Short exercise:
Find the lines holding the word "styles" and collect them.

Information supplied:
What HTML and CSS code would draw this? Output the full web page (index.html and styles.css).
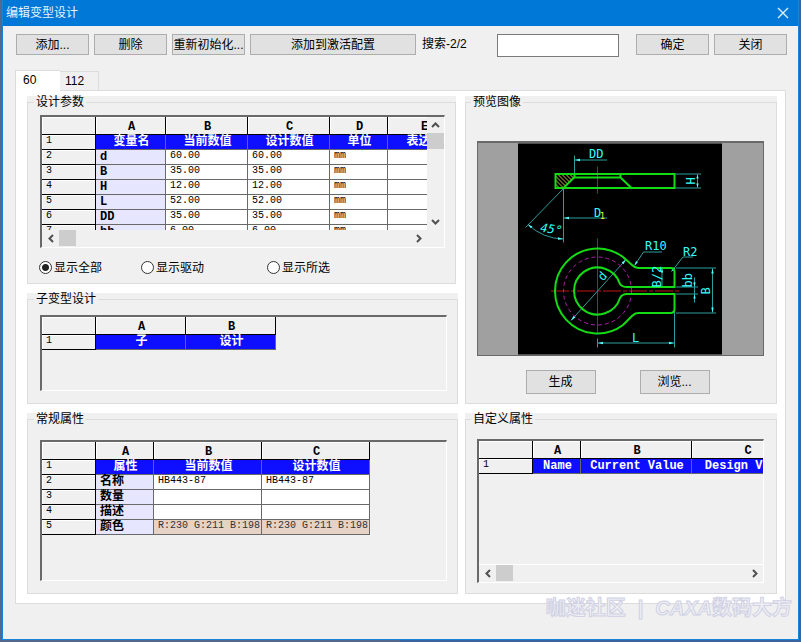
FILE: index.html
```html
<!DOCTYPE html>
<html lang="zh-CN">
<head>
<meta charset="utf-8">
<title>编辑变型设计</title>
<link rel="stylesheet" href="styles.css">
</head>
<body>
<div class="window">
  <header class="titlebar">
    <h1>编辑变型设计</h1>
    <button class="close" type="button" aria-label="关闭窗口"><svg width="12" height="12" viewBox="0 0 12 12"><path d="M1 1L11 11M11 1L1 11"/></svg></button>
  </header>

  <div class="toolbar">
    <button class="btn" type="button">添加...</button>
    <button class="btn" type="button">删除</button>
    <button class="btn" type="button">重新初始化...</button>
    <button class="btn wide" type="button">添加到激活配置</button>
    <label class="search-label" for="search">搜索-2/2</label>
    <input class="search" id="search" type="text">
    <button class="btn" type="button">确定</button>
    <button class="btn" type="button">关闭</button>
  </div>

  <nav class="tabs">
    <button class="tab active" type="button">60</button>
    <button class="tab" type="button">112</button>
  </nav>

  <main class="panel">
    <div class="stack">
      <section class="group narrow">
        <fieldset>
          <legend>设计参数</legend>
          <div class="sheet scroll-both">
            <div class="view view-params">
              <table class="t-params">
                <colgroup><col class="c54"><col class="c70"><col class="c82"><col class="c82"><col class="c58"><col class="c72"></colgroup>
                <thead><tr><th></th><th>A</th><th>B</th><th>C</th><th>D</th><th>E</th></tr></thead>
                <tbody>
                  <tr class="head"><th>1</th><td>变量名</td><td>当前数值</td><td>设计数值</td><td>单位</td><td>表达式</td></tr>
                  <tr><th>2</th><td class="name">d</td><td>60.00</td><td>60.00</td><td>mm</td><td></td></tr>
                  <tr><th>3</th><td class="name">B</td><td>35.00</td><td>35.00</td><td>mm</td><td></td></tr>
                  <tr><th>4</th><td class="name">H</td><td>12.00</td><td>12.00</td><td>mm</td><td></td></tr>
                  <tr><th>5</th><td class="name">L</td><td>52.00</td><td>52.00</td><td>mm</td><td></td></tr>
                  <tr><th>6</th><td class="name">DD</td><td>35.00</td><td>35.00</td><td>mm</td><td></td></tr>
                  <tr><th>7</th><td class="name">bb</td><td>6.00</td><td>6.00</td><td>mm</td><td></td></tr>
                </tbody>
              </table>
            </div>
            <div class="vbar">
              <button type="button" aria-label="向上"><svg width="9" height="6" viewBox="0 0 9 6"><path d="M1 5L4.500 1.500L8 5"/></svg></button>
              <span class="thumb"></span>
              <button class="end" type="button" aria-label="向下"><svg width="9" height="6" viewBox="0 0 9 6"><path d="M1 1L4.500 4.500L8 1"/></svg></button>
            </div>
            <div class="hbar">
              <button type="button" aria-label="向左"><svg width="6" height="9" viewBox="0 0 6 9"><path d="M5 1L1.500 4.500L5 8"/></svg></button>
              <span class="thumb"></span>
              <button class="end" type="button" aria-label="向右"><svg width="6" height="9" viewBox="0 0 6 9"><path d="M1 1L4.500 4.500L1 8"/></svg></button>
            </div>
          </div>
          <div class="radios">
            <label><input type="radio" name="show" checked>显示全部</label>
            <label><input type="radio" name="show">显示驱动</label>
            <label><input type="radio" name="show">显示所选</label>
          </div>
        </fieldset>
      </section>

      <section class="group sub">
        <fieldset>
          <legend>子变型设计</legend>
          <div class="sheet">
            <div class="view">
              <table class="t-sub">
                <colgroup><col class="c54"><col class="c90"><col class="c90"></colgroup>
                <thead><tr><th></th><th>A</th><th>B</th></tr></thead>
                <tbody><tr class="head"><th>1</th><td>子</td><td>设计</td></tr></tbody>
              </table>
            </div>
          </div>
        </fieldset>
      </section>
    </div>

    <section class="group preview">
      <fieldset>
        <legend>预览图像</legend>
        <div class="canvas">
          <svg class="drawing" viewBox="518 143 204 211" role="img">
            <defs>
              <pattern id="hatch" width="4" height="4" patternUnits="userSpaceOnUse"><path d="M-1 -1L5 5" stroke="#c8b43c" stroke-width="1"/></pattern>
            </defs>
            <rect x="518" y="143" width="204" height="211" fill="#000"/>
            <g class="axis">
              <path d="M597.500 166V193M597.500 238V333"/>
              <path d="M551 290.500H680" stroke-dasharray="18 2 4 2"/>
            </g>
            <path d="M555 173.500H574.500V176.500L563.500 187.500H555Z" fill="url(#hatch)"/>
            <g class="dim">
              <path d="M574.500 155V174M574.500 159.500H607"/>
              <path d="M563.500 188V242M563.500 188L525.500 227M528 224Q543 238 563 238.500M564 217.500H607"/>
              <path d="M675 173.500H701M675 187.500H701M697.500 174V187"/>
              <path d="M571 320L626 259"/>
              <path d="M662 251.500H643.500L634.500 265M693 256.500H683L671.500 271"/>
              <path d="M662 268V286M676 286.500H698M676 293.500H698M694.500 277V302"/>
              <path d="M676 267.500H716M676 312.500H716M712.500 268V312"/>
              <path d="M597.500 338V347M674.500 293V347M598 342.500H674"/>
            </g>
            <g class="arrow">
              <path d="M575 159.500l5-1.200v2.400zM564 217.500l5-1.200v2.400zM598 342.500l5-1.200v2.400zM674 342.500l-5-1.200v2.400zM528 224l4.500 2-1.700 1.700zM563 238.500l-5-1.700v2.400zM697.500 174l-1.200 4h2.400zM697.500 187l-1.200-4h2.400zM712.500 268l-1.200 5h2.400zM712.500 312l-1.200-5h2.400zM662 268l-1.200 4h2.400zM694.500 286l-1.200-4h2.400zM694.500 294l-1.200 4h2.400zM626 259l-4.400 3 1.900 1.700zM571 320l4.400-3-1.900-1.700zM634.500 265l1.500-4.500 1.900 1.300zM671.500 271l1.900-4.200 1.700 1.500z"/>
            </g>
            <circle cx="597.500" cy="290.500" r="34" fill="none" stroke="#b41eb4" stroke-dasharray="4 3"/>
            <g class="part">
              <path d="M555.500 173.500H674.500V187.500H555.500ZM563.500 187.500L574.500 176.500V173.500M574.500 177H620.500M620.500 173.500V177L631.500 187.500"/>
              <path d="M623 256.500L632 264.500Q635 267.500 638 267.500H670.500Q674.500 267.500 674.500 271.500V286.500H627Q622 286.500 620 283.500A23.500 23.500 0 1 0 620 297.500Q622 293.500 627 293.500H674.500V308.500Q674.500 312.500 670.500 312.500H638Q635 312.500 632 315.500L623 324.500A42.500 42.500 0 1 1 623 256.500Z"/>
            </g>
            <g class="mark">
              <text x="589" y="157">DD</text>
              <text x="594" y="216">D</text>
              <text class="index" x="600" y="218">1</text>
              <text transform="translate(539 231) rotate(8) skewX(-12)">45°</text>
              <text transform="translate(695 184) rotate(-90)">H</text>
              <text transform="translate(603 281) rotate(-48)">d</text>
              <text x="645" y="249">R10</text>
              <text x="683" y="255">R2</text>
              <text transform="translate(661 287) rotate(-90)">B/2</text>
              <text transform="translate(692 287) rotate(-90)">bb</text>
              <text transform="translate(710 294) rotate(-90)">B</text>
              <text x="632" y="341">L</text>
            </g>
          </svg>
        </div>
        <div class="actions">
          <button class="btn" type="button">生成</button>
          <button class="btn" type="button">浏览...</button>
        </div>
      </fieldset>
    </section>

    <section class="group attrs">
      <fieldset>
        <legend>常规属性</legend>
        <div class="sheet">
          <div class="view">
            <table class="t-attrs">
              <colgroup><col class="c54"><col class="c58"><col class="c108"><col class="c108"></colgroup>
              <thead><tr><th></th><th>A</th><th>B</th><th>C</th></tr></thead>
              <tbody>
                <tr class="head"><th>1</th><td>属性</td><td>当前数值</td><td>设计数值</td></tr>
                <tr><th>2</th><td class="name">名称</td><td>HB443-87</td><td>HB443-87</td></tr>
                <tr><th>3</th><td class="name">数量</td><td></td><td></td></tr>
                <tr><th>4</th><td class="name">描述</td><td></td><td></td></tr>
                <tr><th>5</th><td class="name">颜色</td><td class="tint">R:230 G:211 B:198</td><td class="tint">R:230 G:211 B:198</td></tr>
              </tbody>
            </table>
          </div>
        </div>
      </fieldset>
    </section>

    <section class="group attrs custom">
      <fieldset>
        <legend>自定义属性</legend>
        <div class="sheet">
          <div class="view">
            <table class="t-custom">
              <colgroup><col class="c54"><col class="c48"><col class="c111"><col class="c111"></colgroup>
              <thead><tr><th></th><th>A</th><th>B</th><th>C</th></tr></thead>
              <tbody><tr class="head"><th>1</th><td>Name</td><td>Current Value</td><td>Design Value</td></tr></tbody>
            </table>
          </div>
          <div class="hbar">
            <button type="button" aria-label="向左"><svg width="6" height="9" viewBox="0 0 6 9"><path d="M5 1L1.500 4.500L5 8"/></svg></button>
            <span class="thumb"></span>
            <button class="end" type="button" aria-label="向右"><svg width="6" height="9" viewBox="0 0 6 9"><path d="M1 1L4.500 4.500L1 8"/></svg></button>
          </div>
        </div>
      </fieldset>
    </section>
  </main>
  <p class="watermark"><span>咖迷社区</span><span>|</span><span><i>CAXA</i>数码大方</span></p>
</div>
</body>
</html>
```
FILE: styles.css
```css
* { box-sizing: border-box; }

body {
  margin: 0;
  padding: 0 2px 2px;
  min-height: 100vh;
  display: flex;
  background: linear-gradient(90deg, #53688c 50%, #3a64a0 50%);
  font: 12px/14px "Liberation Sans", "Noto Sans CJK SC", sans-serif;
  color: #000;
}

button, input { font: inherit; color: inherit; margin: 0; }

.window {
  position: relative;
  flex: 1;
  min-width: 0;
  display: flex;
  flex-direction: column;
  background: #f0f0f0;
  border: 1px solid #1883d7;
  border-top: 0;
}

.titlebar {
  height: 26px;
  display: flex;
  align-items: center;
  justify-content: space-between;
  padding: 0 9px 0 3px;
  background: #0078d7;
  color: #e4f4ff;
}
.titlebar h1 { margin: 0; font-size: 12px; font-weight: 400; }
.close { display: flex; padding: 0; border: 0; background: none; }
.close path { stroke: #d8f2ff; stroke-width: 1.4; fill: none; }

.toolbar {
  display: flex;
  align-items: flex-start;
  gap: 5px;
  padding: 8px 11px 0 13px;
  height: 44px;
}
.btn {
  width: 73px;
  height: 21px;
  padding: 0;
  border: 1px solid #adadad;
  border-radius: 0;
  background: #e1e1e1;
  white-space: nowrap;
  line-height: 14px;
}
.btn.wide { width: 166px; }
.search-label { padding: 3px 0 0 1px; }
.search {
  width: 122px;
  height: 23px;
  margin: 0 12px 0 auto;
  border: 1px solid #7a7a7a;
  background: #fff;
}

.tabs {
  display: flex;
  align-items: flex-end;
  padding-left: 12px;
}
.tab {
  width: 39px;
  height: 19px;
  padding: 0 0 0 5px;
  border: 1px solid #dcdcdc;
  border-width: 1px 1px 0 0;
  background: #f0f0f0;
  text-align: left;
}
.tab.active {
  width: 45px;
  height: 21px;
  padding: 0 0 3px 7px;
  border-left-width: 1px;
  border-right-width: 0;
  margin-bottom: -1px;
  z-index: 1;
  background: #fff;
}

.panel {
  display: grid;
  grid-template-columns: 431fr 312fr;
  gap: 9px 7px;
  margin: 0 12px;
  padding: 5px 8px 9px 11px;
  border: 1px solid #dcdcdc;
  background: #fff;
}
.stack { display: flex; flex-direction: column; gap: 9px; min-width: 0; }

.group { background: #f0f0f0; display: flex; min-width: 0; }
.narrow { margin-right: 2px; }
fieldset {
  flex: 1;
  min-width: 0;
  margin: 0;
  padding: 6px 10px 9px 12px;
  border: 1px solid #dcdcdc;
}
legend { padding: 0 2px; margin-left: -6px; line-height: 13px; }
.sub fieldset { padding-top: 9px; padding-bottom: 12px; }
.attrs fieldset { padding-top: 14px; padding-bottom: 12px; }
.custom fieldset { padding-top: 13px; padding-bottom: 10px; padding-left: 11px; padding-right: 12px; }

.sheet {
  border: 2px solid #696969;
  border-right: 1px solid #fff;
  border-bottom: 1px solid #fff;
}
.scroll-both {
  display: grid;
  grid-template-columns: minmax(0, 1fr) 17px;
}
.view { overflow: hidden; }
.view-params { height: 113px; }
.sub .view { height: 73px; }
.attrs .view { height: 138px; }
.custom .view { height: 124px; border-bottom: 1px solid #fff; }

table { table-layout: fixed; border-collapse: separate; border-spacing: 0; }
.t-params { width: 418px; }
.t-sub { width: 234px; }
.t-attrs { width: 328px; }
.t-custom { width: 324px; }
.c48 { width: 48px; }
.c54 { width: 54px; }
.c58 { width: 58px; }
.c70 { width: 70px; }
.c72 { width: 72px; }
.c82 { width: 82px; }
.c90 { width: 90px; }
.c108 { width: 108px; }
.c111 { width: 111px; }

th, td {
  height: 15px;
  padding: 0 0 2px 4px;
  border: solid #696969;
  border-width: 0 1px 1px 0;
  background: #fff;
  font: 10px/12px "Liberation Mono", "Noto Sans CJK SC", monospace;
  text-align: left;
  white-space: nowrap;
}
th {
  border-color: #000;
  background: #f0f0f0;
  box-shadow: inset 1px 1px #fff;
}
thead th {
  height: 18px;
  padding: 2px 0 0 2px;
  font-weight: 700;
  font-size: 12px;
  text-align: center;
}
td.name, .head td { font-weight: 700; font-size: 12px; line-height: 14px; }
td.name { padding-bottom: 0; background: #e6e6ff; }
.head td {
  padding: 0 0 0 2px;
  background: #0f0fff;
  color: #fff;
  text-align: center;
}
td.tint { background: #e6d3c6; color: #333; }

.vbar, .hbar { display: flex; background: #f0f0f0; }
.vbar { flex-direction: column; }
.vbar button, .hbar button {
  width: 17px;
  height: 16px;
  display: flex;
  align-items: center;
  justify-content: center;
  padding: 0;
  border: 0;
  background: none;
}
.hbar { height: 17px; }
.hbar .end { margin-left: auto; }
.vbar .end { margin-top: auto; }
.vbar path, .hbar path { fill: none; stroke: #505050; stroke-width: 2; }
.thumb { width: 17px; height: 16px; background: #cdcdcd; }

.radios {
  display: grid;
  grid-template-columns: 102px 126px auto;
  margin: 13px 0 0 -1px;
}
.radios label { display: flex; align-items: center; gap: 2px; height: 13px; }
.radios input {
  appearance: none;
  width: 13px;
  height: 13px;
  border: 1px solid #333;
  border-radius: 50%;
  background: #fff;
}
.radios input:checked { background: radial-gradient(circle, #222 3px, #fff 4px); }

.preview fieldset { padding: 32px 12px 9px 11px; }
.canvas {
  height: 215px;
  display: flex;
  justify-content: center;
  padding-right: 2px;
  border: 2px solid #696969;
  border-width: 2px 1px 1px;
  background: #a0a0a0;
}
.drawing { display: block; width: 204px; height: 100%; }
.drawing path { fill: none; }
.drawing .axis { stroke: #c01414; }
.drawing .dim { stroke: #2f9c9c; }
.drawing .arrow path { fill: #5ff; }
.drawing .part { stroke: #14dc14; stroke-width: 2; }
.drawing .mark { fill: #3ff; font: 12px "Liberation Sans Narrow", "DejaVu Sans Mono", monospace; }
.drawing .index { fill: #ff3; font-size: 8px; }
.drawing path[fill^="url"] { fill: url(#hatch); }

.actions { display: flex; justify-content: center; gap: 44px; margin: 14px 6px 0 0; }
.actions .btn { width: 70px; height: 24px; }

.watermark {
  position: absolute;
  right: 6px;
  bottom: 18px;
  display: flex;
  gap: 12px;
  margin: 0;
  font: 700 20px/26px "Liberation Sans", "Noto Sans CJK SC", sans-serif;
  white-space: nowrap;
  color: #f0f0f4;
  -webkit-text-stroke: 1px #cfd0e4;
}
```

Answer to this problem:
What HTML and CSS code would draw this? Output the full web page (index.html and styles.css).
<link rel="stylesheet" href="styles.css">
FILE: styles.css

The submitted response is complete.